Enable BM25 ranking¶
Overview¶
BM25 provides probabilistic relevance ranking, improving search quality over tsvector’s ts_rank_cd().
It is autodetected at startup – no code changes are needed.
When BM25 extensions are available, plone.pgcatalog switches from TsvectorBackend to BM25Backend automatically.
Step 1: install VectorChord-BM25¶
Docker (recommended)¶
docker run -d --name plone-pg-bm25 \
-e POSTGRES_USER=zodb \
-e POSTGRES_PASSWORD=zodb \
-e POSTGRES_DB=zodb \
-p 5432:5432 \
tensorchord/vchord-suite:pg17-latest
Manual installation¶
Install the vchord_bm25 and pg_tokenizer PostgreSQL extensions.
Both must appear in pg_available_extensions for autodetection to succeed.
See the VectorChord-BM25 documentation for build instructions.
Step 2: configure languages¶
Set the PGCATALOG_BM25_LANGUAGES environment variable before starting Zope:
# Explicit language list
export PGCATALOG_BM25_LANGUAGES=en,de,fr
# Auto-detect from Plone's portal_languages
export PGCATALOG_BM25_LANGUAGES=auto
# Single language (default if not set)
export PGCATALOG_BM25_LANGUAGES=en
Each language gets a dedicated search_bm25_{lang} column with a language-specific tokenizer (Snowball stemmer for Western languages, jieba/lindera for CJK).
A fallback search_bm25 column is always created for unmapped languages and cross-language search.
See Search backends reference for the full LANG_TOKENIZER_MAP.
Step 3: restart Zope¶
On restart, plone.pgcatalog autodetects the extensions and:
Creates per-language search_bm25_{lang} columns on object_state
2.
Sets up tokenizers via pg_tokenizer (create_tokenizer())
3.
Creates BM25 indexes for each column
4.
Switches the active backend from TsvectorBackend to BM25Backend
Check the log for:
BM25 search backend activated (languages=['en', 'de', 'fr'])

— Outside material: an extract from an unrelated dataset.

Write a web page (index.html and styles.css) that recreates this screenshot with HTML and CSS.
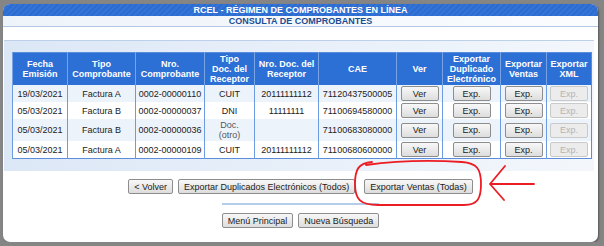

Step 4: rebuild the catalog¶
A full reindex is required to populate the new BM25 columns:
Go to ZMI > portal_catalog > Advanced tab 2. Click “Clear and Rebuild”
Or via script:
catalog = portal.portal_catalog
catalog.clearFindAndRebuild()
import transaction; transaction.commit()
Switching back to Tsvector¶
Remove the VectorChord-BM25 extensions (or switch to a standard postgres:17 image) and restart Zope.
plone.pgcatalog automatically falls back to TsvectorBackend when the extensions are not detected in pg_available_extensions.
The existing tsvector searchable_text column is always maintained regardless of which backend is active, so no rebuild is needed when switching back.